I understand EVs have more torque, which means they wear the roads more for the same mile driven as a gas car. Yet gas car drivers pax tax in the gas price to maintain the roads, where Telsa riders drive on our roads scot free.
I also read a statistic where it takes about 100,000 miles driven for an EV to break even environmentally, meaning when you consider the generation costs, the mining costs of the batteries, and so forth, a gas car in the first 100K miles is greener. And, by 100K miles, you maybe looking at a new $10-15K battery, and that cost is not factored in.
Well, I can't afford one even if I wanted one, so the whole thing is moot to me. I also like to drive great distances at a time, and the range anxiety and waiting at the "gas" station for 15-20 minutes for it to charge would be a problem for me. I'm into being efficient, so getting thu the "gas" station in 2 or 3 minutes is important. I know people who have them, and they say this is no big deal -- you just read or hang in the rest stop and check your phone. But, if I am on a road trip, I want to get away from those things, not be forced to do them.
I read that it is impossible to drive an EV from Dallas to Denver due to lack of charging stations. I don't know if it is still true, but it is probably true somewhere. I just don't want to deal with it.

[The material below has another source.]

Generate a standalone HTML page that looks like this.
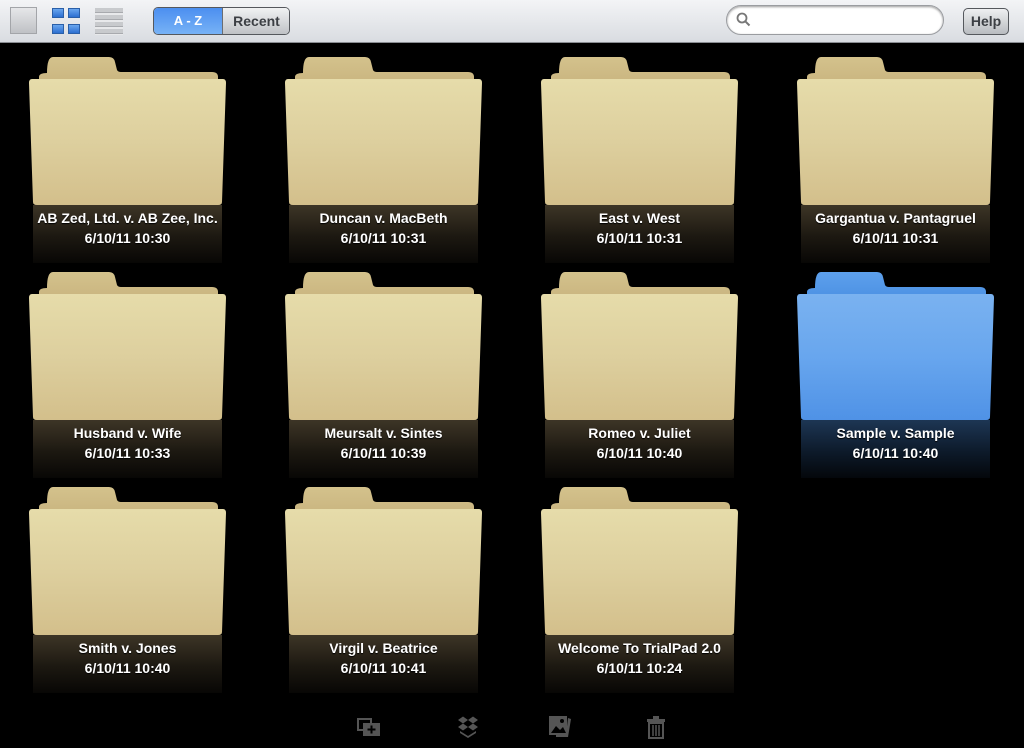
<!DOCTYPE html>
<html><head><meta charset="utf-8"><style>
body{margin:0;width:1024px;height:748px;background:#000;overflow:hidden;font-family:"Liberation Sans",Arial,sans-serif;position:relative}
.bar{position:absolute;left:0;top:0;width:1024px;height:42px;background:linear-gradient(#f3f4f6,#d9dce1);border-bottom:1px solid #8a8d92}
.cell{position:absolute;width:197px;height:206px}
.cell svg{position:absolute;left:0;top:0}
.refl{position:absolute;left:4px;top:148px;width:189px;height:58px;background:linear-gradient(#3d3526,#1c1811 55%,#080705)}
.refl.b{background:linear-gradient(#1d3654,#0d1a2a 55%,#04070b)}
.t{position:absolute;left:-20px;width:237px;text-align:center;color:#fff;font-weight:bold;font-size:14px;line-height:16px;text-shadow:0 1px 1px #000}
.l1{top:153px}.l2{top:173px}
</style></head><body>
<div class="bar">
  <div style="position:absolute;left:10px;top:7px;width:27px;height:27px;background:linear-gradient(#e6e7e9,#bfc1c5);border:1px solid #a3a5a9;box-sizing:border-box"></div>
  <div style="position:absolute;left:52px;top:8px;width:12px;height:10px;background:linear-gradient(#6aa6ef,#2c6fd0);border:1px solid #2a5fa8;box-sizing:border-box"></div>
  <div style="position:absolute;left:68px;top:8px;width:12px;height:10px;background:linear-gradient(#6aa6ef,#2c6fd0);border:1px solid #2a5fa8;box-sizing:border-box"></div>
  <div style="position:absolute;left:52px;top:24px;width:12px;height:10px;background:linear-gradient(#6aa6ef,#2c6fd0);border:1px solid #2a5fa8;box-sizing:border-box"></div>
  <div style="position:absolute;left:68px;top:24px;width:12px;height:10px;background:linear-gradient(#6aa6ef,#2c6fd0);border:1px solid #2a5fa8;box-sizing:border-box"></div>
  <div style="position:absolute;left:95px;top:8px;width:28px;height:27px;background:repeating-linear-gradient(#c8cacd 0,#c8cacd 4px,#a8aaae 4px,#a8aaae 5px,#e8e9eb 5px,#e8e9eb 7px)"></div>
  <div style="position:absolute;left:153px;top:7px;width:137px;height:28px;border:1px solid #55585d;border-radius:5px;overflow:hidden;box-sizing:border-box">
    <div style="position:absolute;left:0;top:0;width:68px;height:26px;background:linear-gradient(#4c8ff0,#77b2f6);color:#fff;font-weight:bold;font-size:13px;line-height:26px;text-align:center">A - Z</div>
    <div style="position:absolute;left:68px;top:0;width:67px;height:26px;background:linear-gradient(#f1f2f3,#bfc2c6);border-left:1px solid #6a6d72;color:#3c3f44;font-weight:bold;font-size:14px;line-height:26px;text-align:center">Recent</div>
  </div>
  <div style="position:absolute;left:726px;top:5px;width:218px;height:30px;border-radius:15px;background:#fff;border:1px solid #9a9ca0;box-sizing:border-box;box-shadow:inset 0 1px 2px #999">
    <svg width="16" height="16" style="position:absolute;left:9px;top:6px"><circle cx="6" cy="6" r="4.5" fill="none" stroke="#777" stroke-width="1.8"/><line x1="9.3" y1="9.3" x2="13.5" y2="13.5" stroke="#777" stroke-width="2"/></svg>
  </div>
  <div style="position:absolute;left:963px;top:8px;width:46px;height:27px;border:1px solid #55585d;border-radius:5px;box-sizing:border-box;background:linear-gradient(#eeeff1,#b9bcc0);color:#3c3f44;font-weight:bold;font-size:14px;line-height:25px;text-align:center">Help</div>
</div>
<svg width="0" height="0" style="position:absolute">
<defs>
<linearGradient id="ty" x1="0" y1="0" x2="0" y2="1"><stop offset="0" stop-color="#d4c28c"/><stop offset="1" stop-color="#c8b37e"/></linearGradient>
<linearGradient id="fy" x1="0" y1="0" x2="0" y2="1"><stop offset="0" stop-color="#e6dcaa"/><stop offset="0.5" stop-color="#ddcf9e"/><stop offset="1" stop-color="#d3bf8b"/></linearGradient>
<linearGradient id="tb" x1="0" y1="0" x2="0" y2="1"><stop offset="0" stop-color="#5da0ec"/><stop offset="1" stop-color="#4a8fe2"/></linearGradient>
<linearGradient id="fb" x1="0" y1="0" x2="0" y2="1"><stop offset="0" stop-color="#7ab2f0"/><stop offset="0.5" stop-color="#68a6ee"/><stop offset="1" stop-color="#4f92e6"/></linearGradient>
</defs></svg>
<div id="g"></div>
<script>
var items=[["AB Zed, Ltd. v. AB Zee, Inc.","6/10/11 10:30"],["Duncan v. MacBeth","6/10/11 10:31"],["East v. West","6/10/11 10:31"],["Gargantua v. Pantagruel","6/10/11 10:31"],["Husband v. Wife","6/10/11 10:33"],["Meursalt v. Sintes","6/10/11 10:39"],["Romeo v. Juliet","6/10/11 10:40"],["Sample v. Sample","6/10/11 10:40"],["Smith v. Jones","6/10/11 10:40"],["Virgil v. Beatrice","6/10/11 10:41"],["Welcome To TrialPad 2.0","6/10/11 10:24"]];
var h="";
items.forEach(function(it,i){var c=i%4,r=Math.floor(i/4),b=i==7;
var t=b?"tb":"ty",f=b?"fb":"fy";
h+='<div class="cell" style="left:'+(29+256*c)+'px;top:'+(57+215*r)+'px">'+
'<svg width="197" height="150"><path d="M18 16 Q18 0 24 0 L80 0 Q85 0 86 5 L88 13 Q89 15 92 15 L183 15 Q189 15 189 20 L189 30 L10 30 L10 20 Q10 16 18 16Z" fill="url(#'+t+')"/>'+
'<path d="M3 22 L194 22 Q197 22 197 26 L193 145 Q193 148 189 148 L8 148 Q4 148 4 145 L0 26 Q0 22 3 22Z" fill="url(#'+f+')"/></svg>'+
'<div class="refl'+(b?' b':'')+'"></div>'+
'<div class="t l1">'+it[0]+'</div><div class="t l2">'+it[1]+'</div></div>';});
document.getElementById("g").innerHTML=h;
</script>
<svg width="1024" height="40" style="position:absolute;left:0;top:708px" fill="#555">
<rect x="358" y="11" width="13" height="11" fill="none" stroke="#555" stroke-width="2"/>
<rect x="363" y="15" width="17" height="13"/><path d="M371.5 17.5v8M367.5 21.5h8" stroke="#000" stroke-width="2"/>
<path d="M458 12l5-3.5 5 3.5-5 3.5zM468 12l5-3.5 5 3.5-5 3.5zM458 19l5-3.5 5 3.5-5 3.5zM468 19l5-3.5 5 3.5-5 3.5z"/>
<path d="M460 23l8 5 8-5v2l-8 5-8-5z"/>
<rect x="549" y="8" width="18" height="19"/><path d="M568 10l3 1-3 18h-12v-2h10z"/>
<path d="M551 25l5-7 4 4 3-3 3 6z" fill="#000"/><circle cx="562" cy="13" r="2" fill="#000"/>
<rect x="647" y="11" width="18" height="3"/><rect x="653" y="8" width="6" height="3"/>
<rect x="649" y="15" width="14" height="15" fill="none" stroke="#555" stroke-width="2"/>
<path d="M653 17v11M656 17v11M659 17v11" stroke="#555" stroke-width="1.5"/>
</svg>
</body></html>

I do believe government intervention in some economies to get them moving forward is a good idea. Some of these include space explotation, the Internet, and vaccine development. I also believe climate change is a real problem, and that has been proven to my satisfaction, if you consider the fact that people are literally losing their homes due to rising water levels in places like the San Blas and Maldive Islands. But government intervention in the car market seems wrong-headed, given that the benefits have not been proven, at least to my satisfaction. But, just as I now have a diswasher that doesn't get the dishes clean like my old one, and a toilet that doesn't flush as well as my old one, I know the government will force me to by one of these golf carts eventually. I just resent that my tax dollars are being used to find this bad idea, as the viability of EVs, and most products, should be croudsourced to the free market.
Another thing to consider -- these things will all be connected to the Internet. That offers up a host of problems -- I'm not gonna get into them, but use your imagination.
One final point, and alot of people don't realise this -- the first EV was deployed in either 1893 or 1897, IIRC. It was a bad idea then due to battery issues, and it seems like a bad idea now, otherwise it would have caught on much sooner and without government assistance.